Um Firas has lived in Mafraq, near Zaatari, for more than a year since escaping Homs. She rarely leaves her home. Her husband disappeared years before the war so she is alone, accumulating an enormous debt to cover her rent. She still believes her family is better off in debt than inside the camp.

She is particularly concerned for her teenage daughter, who took to sunbathing until her skin burned in Syria. “She told me, ‘If I turn black, the Shabiha [pro-government militia] might not want to rape me”, she said. “They were targeting women. Iranian and Hezbollah fighters came into our neighbourhood with their swords drawn. The women they found, they raped. They burned our homes”, she adds, too exhausted by grief to stop crying.

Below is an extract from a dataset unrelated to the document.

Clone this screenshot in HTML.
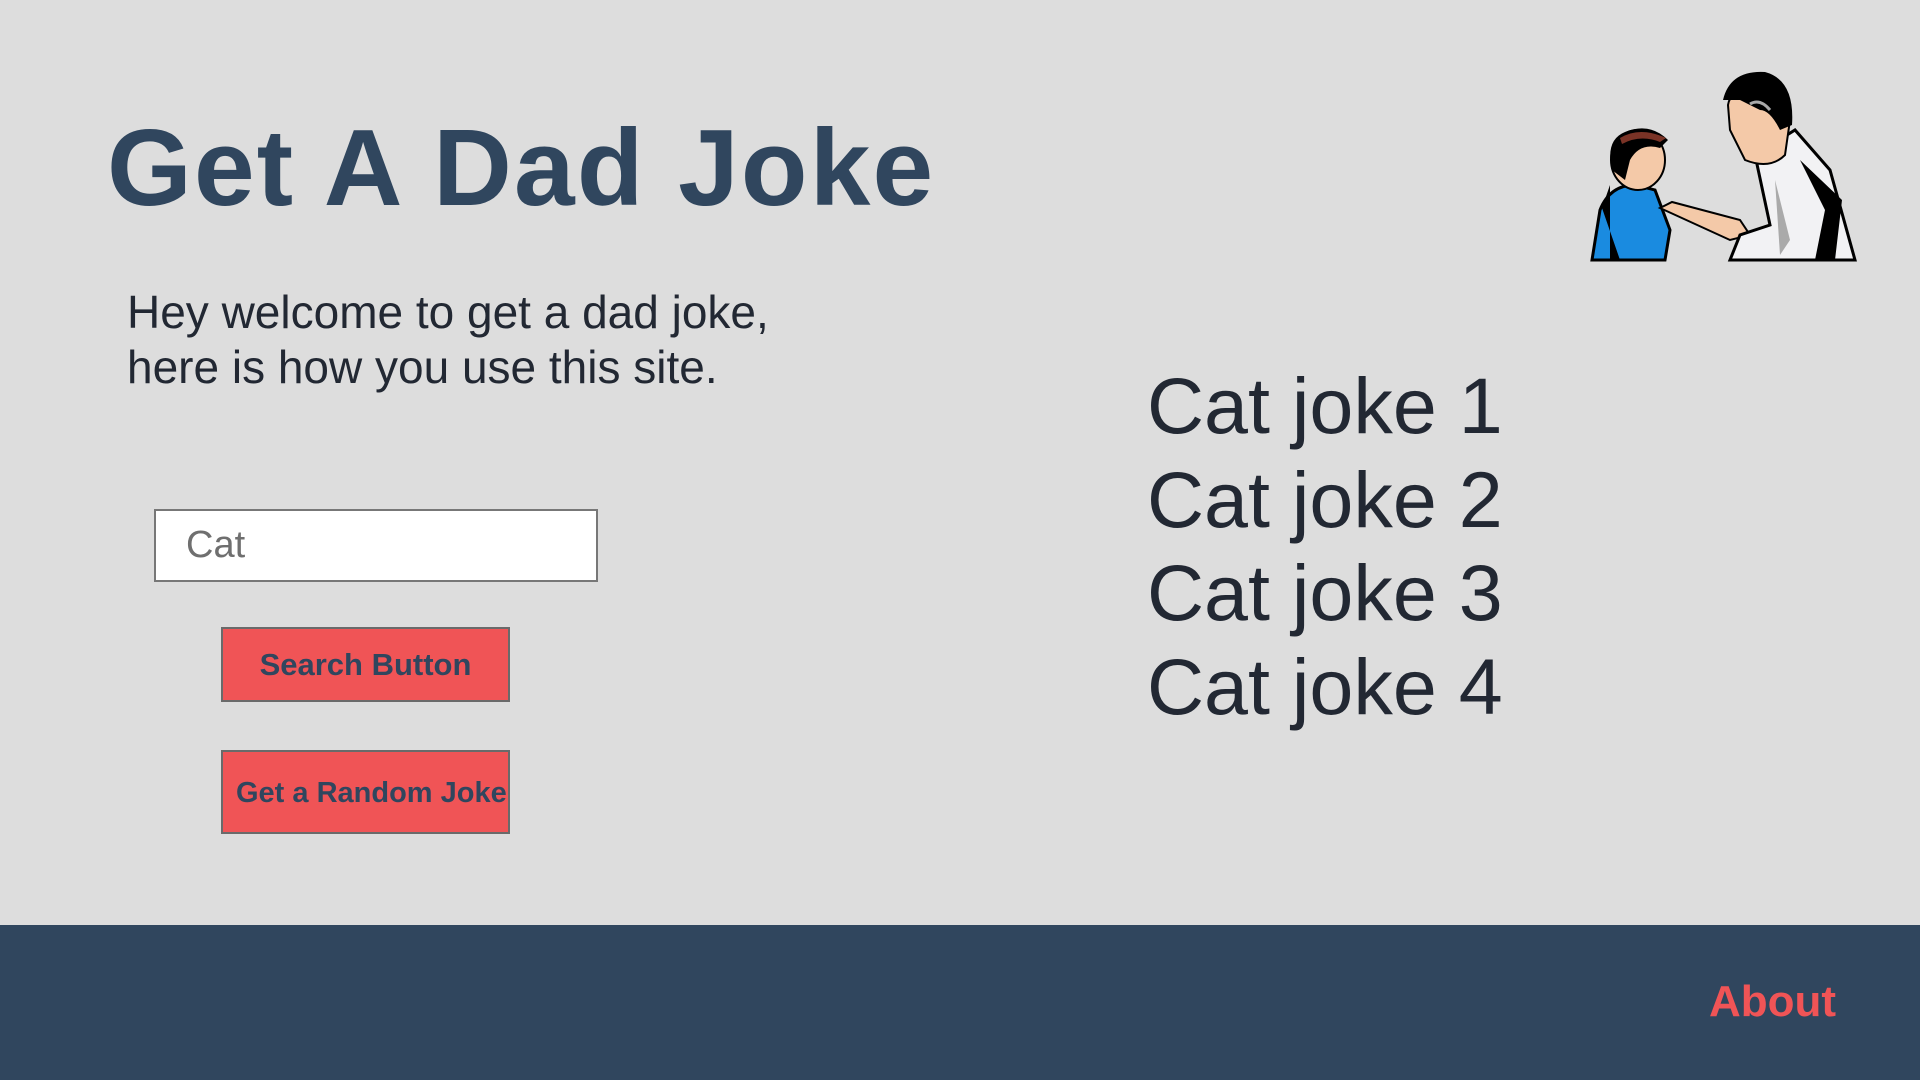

“I saw maybe 100 women stripped naked and used as human shields, forced to walk on all sides of the army tanks during the fighting. When their tanks rolled back into the Alawite neighbourhood, the women disappeared with them.” Reverend Nour Sahawneh leads the community effort to help refugee families in Mafraq. He has noticed with alarm a growing number of men flying in from the Gulf states to take Syrian girls from their desperate families.

“Their pale skin, the way they talk, cook — it’s a fantasy for them, even if she is only 14”, Rev. Sahawneh said.

“Yesterday I heard a man I know accepted 9,000 dinars from a Saudi guy for his 15 year-old daughter. He will take his ‘wife’ to a flat and stay with her for a few months then go home without her. It’s illegal to marry women under 18 in Jordan. Saudi men cannot marry non-Saudis without permission. She is not a wife but for sex only.”